The consumer includes a person who received goods as a gift from the purchaser of the goods (s266). This means that the remedies can be used by the gift recipient against the retailer.

Can the protection afforded by the ACL be excluded?

The protection provided by the ACL is dependent upon whether the sale is of:

  • goods or services ordinarily acquired for personal, domestic or household use; or
  • goods or services ordinarily acquired for other purposes (usually this will be in the course of business).

In the first situation, where the ACL implies terms into a contract, any term of the contract which attempts to exclude, restrict or modify the protections offered by the ACL is void and of no effect (s64). This covers nearly all situations where the consumer is a person buying goods for personal use.
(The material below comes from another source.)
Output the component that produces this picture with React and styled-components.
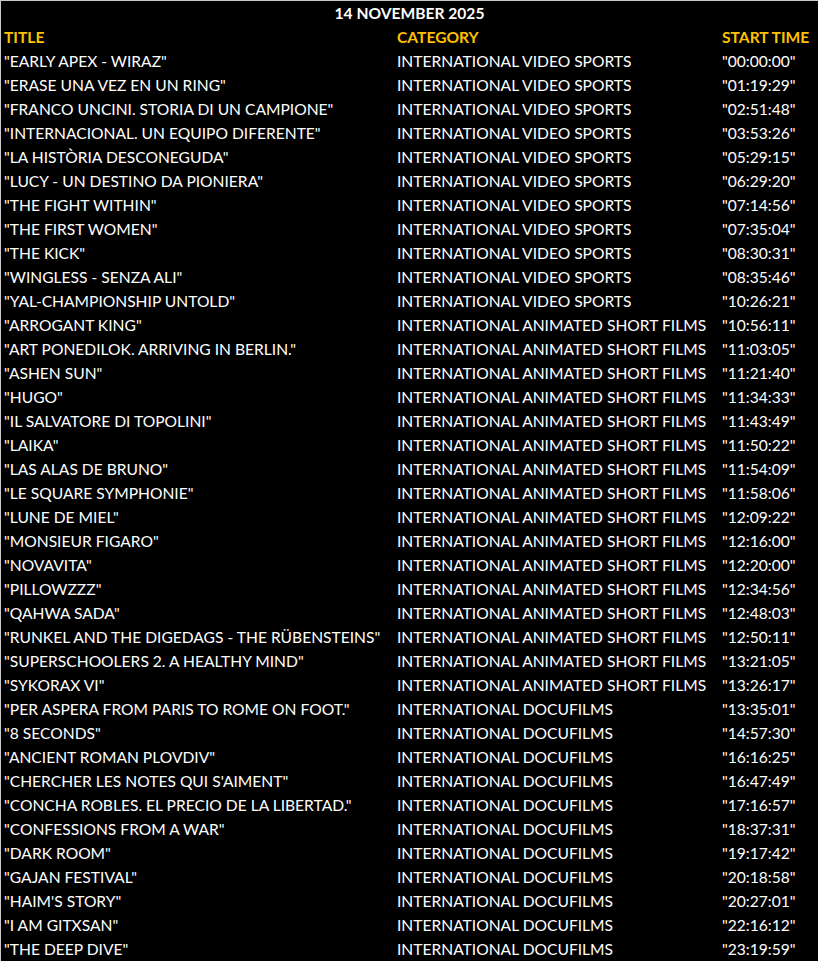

Remember that the definition of ‘consumer’ includes goods or services which may be used for business purposes so long as the price is $40,000 or below. It is legitimate in a business sale of goods or services covered by the ACL for the seller to limit its liability to the cost of replacement or repair of goods or the re-supply of services (s64A). This must be done by express provision in the contract. Further, it must be fair and reasonable in the circumstances of the case for the supplier to rely on the express provision. The onus is on the purchaser to establish that it is not fair and reasonable. Some guidance on the factors to take into account in determining whether reliance on the limitation of liability clause is reasonable are set out in section 64A(4).
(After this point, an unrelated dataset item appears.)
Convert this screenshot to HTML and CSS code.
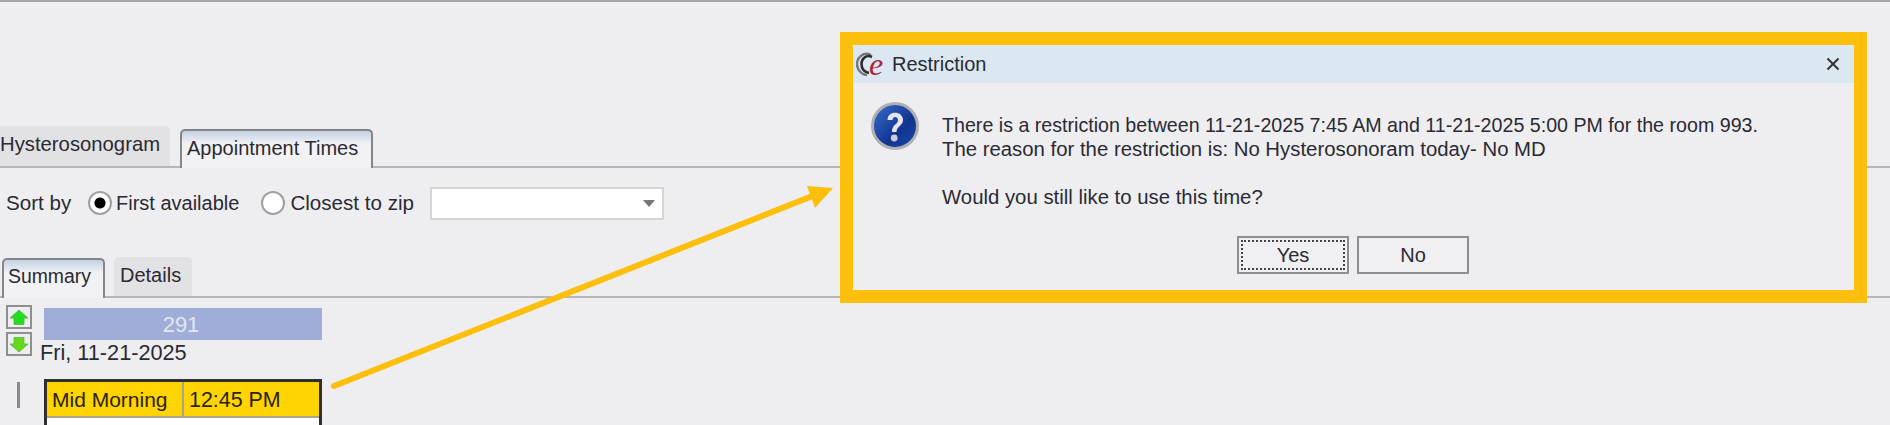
FILE: index.html
```html
<!DOCTYPE html>
<html lang="en">
<head>
    <meta charset="UTF-8">
    <title>Restriction</title>
    <link rel="stylesheet" href="styles.css">
</head>
<body>
    <div class="page">
        <div class="tabstrip main-tabs">
            <div class="tab tab-off tab-first">Hysterosonogram</div>
            <div class="tab tab-on tab-appt">Appointment Times</div>
        </div>

        <div class="sort-row">
            <span class="sort-label">Sort by</span>
            <span class="radio radio-on"></span>
            <span class="radio-text">First available</span>
            <span class="radio radio-second"></span>
            <span class="radio-text radio-text-zip">Closest to zip</span>
            <div class="combo"><span class="combo-arrow"></span></div>
        </div>

        <div class="tabstrip sub-tabs">
            <div class="tab tab-on tab-summary">Summary</div>
            <div class="tab tab-off tab-details">Details</div>
        </div>

        <div class="results">
            <div class="nav-btns">
                <div class="nav-btn">
                    <svg width="20" height="17" viewBox="0 0 20 17"><path d="M10 1 L19 9 H15 V15.5 H5 V9 H1 Z" fill="#22dd22" stroke="#4fb83a" stroke-width="0.8"/></svg>
                </div>
                <div class="nav-btn">
                    <svg width="20" height="17" viewBox="0 0 20 17"><path d="M5 1.5 H15 V8 H19 L10 16 L1 8 H5 Z" fill="#66d81c" stroke="#4fb83a" stroke-width="0.8"/></svg>
                </div>
            </div>
            <div class="day">
                <div class="day-count">291</div>
                <div class="day-date">Fri, 11-21-2025</div>
                <div class="slot-row">
                    <span class="slot-mark"></span>
                    <div class="slot">
                        <div class="slot-head">
                            <span class="slot-name">Mid Morning</span>
                            <span class="slot-time">12:45 PM</span>
                        </div>
                        <div class="slot-body"></div>
                    </div>
                </div>
            </div>
        </div>
    </div>

    <svg class="callout-arrow" width="1890" height="425" viewBox="0 0 1890 425">
        <line x1="334" y1="386" x2="815" y2="195" stroke="#fcbf0b" stroke-width="6" stroke-linecap="round"/>
        <polygon points="833,188 807,186 815,208" fill="#fcbf0b"/>
    </svg>

    <div class="dialog">
        <div class="dialog-title">
            <svg class="dialog-logo" width="30" height="38" viewBox="0 -5 30 38">
                <path d="M15 5 C7 1 1 8 1 14 C1 20 6 25 11 25" fill="none" stroke="#77777b" stroke-width="2.4"/>
                <path d="M16 7 C10 4 5.5 9 5.5 14 C5.5 19 9 22 13 23" fill="none" stroke="#2e2e32" stroke-width="2.6"/>
                <text class="logo-e" x="13" y="25">e</text>
            </svg>
            <span class="dialog-name">Restriction</span>
            <svg class="dialog-close" width="14" height="14" viewBox="0 0 14 14"><path d="M1.5 1.5 L12.5 12.5 M12.5 1.5 L1.5 12.5" stroke="#333" stroke-width="2"/></svg>
        </div>
        <div class="dialog-body">
            <svg class="dialog-icon" width="48" height="48" viewBox="0 0 48 48">
                <defs>
                    <linearGradient id="qfill" x1="0" y1="0" x2="1" y2="1">
                        <stop offset="0" stop-color="#3a70d0"/>
                        <stop offset="0.6" stop-color="#12348f"/>
                        <stop offset="1" stop-color="#1a48b0"/>
                    </linearGradient>
                </defs>
                <circle cx="24" cy="24" r="22.5" fill="url(#qfill)" stroke="#b0b0b4" stroke-width="3"/>
                <path d="M16.5 18 C16.5 8 32 8.5 32 18 C32 24 25.5 24 25.5 30 H21 C21 22 27 22.5 27 18 C27 14 21.5 14 21.5 18 Z" fill="#e4e6ee"/>
                <circle cx="23.2" cy="36" r="3.4" fill="#c9cbd6"/>
            </svg>
            <div class="dialog-text">
                <p class="dialog-first">There is a restriction between 11-21-2025 7:45 AM and 11-21-2025 5:00 PM for the room 993.</p>
                <p>The reason for the restriction is: No Hysterosonoram today- No MD</p>
                <p class="dialog-question">Would you still like to use this time?</p>
            </div>
        </div>
        <div class="dialog-buttons">
            <button class="dlg-btn dlg-btn-focus"><span>Yes</span></button>
            <button class="dlg-btn"><span>No</span></button>
        </div>
    </div>
</body>
</html>
```

FILE: styles.css
```css
html, body { margin: 0; height: 425px; overflow: hidden; }
body { width: 1890px; background: #eeeef1; color: #2a2a33; font-family: "Liberation Sans", Arial, sans-serif; font-size: 20px; }
.page { border-top: 2px solid #a6a6a8; height: 423px; overflow: hidden; }

.tabstrip { display: flex; align-items: flex-end; border-bottom: 2px solid #b7b7ba; }
.main-tabs { height: 164px; }
.sub-tabs { height: 60px; }
.tab { box-sizing: border-box; line-height: 30px; border-radius: 5px 5px 0 0; }
.tab-off { background: #e2e2e5; }
.tab-on { background: linear-gradient(#c3d2e4 0, #f2f2f4 13px); border: 2px solid #85858a; border-bottom: none; margin-bottom: -2px; position: relative; }
.tab-first { width: 170px; height: 40px; padding: 3px 0 0 0; font-size: 20.3px; border-top-left-radius: 0; }
.tab-appt { width: 193px; height: 39px; margin-left: 10px; padding: 2px 0 0 5px; }
.tab-summary { width: 103px; height: 40px; margin-left: 2px; padding: 1px 0 0 4px; font-size: 19.4px; }
.tab-details { width: 78px; height: 39px; margin-left: 9px; padding: 3px 0 0 6px; }

.sort-row { box-sizing: border-box; display: flex; align-items: center; height: 68px; padding: 2px 0 0 6px; }
.sort-label { width: 82px; font-size: 20.6px; }
.radio { box-sizing: border-box; width: 24px; height: 24px; border: 2px solid #a0a0a4; border-radius: 50%; background: #fff; flex: none; }
.radio-on { background: radial-gradient(circle, #000 0 5px, #fff 6px); }
.radio-text { margin-left: 4px; }
.radio-text-zip { margin-left: 5px; font-size: 20.6px; }
.radio-second { margin-left: 22px; }
.combo { box-sizing: border-box; width: 234px; height: 33px; margin-left: 16px; background: #fff; border: 2px solid #d5d5d8; position: relative; }
.combo-arrow { position: absolute; right: 7px; top: 11px; border: 6px solid transparent; border-top: 7px solid #77777a; border-bottom: none; }

.results { display: flex; padding: 9px 0 0 6px; }
.nav-btns { width: 26px; flex: none; margin-top: -2px; }
.nav-btn { box-sizing: border-box; width: 26px; height: 24px; margin-bottom: 3px; border: 2px solid #8f8f92; display: flex; align-items: center; justify-content: center; }
.day { width: 290px; }
.day-count { box-sizing: border-box; width: 278px; height: 32px; margin: 1px 0 0 12px; padding-right: 4px; background: #9fadd8; color: #e2e6f4; text-align: center; line-height: 34px; font-size: 22px; }
.day-date { margin-left: 8px; line-height: 24px; margin-top: 1px; font-size: 21.7px; }
.slot-row { display: flex; margin-top: 14px; position: relative; }
.slot-mark { position: absolute; left: -15px; top: 3px; width: 3px; height: 26px; background: #8a8a8d; }
.slot { box-sizing: border-box; width: 278px; margin-left: 12px; border: 3px solid #2f2f33; border-bottom: none; }
.slot-head { display: flex; height: 34px; line-height: 35px; background: #ffd400; border-bottom: 2px solid #a9a48a; color: #2a2300; font-size: 21px; }
.slot-name { box-sizing: border-box; width: 137px; padding-left: 5px; border-right: 2px solid #a9a48a; }
.slot-time { padding-left: 5px; font-size: 21.4px; line-height: 36px; }
.slot-body { height: 9px; background: #fff; }

.callout-arrow { position: absolute; left: 0; top: 0; }

.dialog { position: absolute; left: 840px; top: 32px; box-sizing: border-box; width: 1027px; height: 271px; border: 13px solid #fcbf0b; background: #eeeef1; font-size: 20.35px; }
.dialog-title { display: flex; align-items: center; height: 38px; background: #dce8f1; }
.dialog-logo { margin-left: 3px; flex: none; }
.logo-e { font-family: "Liberation Serif", serif; font-style: italic; font-size: 32px; fill: #a8283a; }
.dialog-name { margin-left: 6px; font-size: 20px; }
.dialog-close { margin-left: auto; margin-right: 14px; }
.dialog-body { display: flex; padding: 19px 0 0 18px; }
.dialog-icon { flex: none; }
.dialog-text { margin: 11px 0 0 23px; line-height: 24px; }
.dialog-text p { margin: 0; }
.dialog-text .dialog-first { font-size: 19.65px; }
.dialog-text .dialog-question { padding-top: 24px; }
.dialog-buttons { display: flex; justify-content: center; gap: 8px; margin-top: 27px; padding-right: 1px; }
.dlg-btn { box-sizing: border-box; width: 112px; height: 38px; padding: 2px; background: #f0f0f3; border: 2px solid #8e8e90; font: 20px "Liberation Sans", Arial, sans-serif; color: #2a2a33; }
.dlg-btn span { display: block; line-height: 26px; border: 2px solid transparent; }
.dlg-btn-focus span { border: 2px dotted #444; }
```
Under section 139A of the Competition and Consumer Act 2010 (Cth) it is possible for recreational service providers to exclude liability for death or personal injury except where death or injury was caused by reckless conduct. This section was added as an ill-considered response to the so-called ‘insurance crisis’. Recreational services means a sporting activity or a similar leisure-time pursuit; or any other activity that involves a significant degree of physical exertion or physical risk which is undertaken for the purposes of recreation, enjoyment or leisure.